The exhibition provides a variety of perspectives about the future, from Japanese artist Kenji Yanobe's lifesize replica of himself wearing an Atom Suit to Philip Brophy's dark zombie film Northern Void, and Lyndal Osborne's colourful and interactive seed bank installation.
Viewers have been jolted by Patricia Piccinini's realistic sculptures of identical, prematurely ageing boys and Hisaharu Motoda's unnerving lithographs of well-known landmarks in ruins, such as the MCG and Sydney Opera House.
RMIT Gallery Director Suzanne Davies said audiences have responded positively and enjoyed seeing new media alongside more traditional forms like oil painting.
"Tourists and summer city visitors in particular have been flocking to see the show," Ms Davies said.
Comments filling the visitor book range from "Let's hope the politicians see this!" to "I will not forget it - the kind of thing seen in New York" and "This would be one of my great experiences in this short business trip. Well done!".
Others noted the works provided "a chilling vision" and described the show as "fascinating - and bleak".
Ms Davies said that it was never the gallery's intention to showcase work that was simply dystopian and depressing.
"While some artists share a sense of uncertainty or anxiety about the future, others believe that the human spirit, along with the capacity of scientific innovation, will overcome all our environmental and climactic challenges," she said.
Exhibition Curator Dr Linda Williams, Associate Professor in Art, Environment and Cultural Studies at RMIT, said she did not think artists had a pessimistic attitude, but rather that their dystopian imagery forms a critique of the conditions of the present.
When opening the exhibition in December, Professor Paul James, Director of RMIT Global Cities Research Institute, said that in his view, the artists involved were all "looking through a dark glass darkly".

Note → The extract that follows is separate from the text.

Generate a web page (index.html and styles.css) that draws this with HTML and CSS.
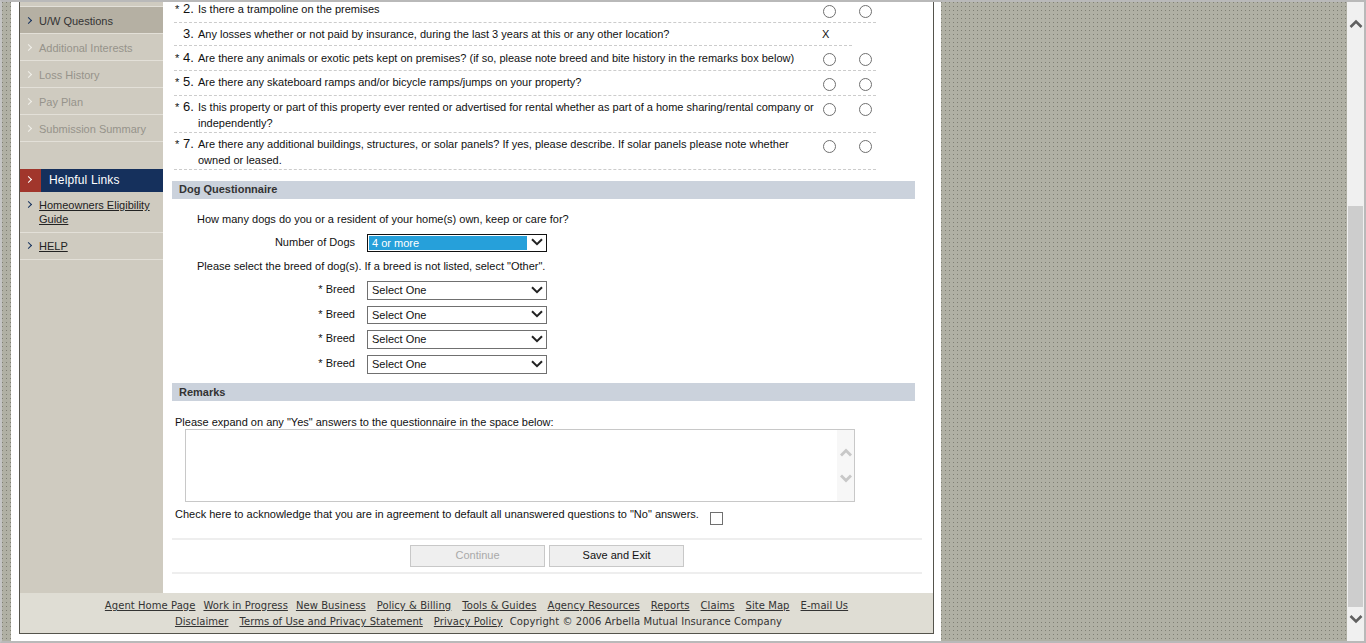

"I use that religious metaphor - that idea of thinking through to the future makes it almost impossible to talk about the future," he said.
The exhibition has proven popular from the outset, with more than 500 people packed into RMIT Gallery on the opening night.
Professor James said he found the large crowd "uplifting and reassuring" because it meant that there was life in art "outside the blockbuster".
As part of the exhibition, the Australian Institute of Architects' stunning 3D stereoscopic animation NOW and WHEN Australian Urbanism highlights three of Australia's most interesting urban regions as they are now, before dramatically representing futuristic urban environments as they may look in the year 2050.
In his glowing review, The Age's respected visual arts critic Robert Nelson singled out Now and When: Australian Urbanism as providing the "strongest statements of optimism" in the exhibition, with the 3D glasses bringing remote ideas up close "with almost tangible presence".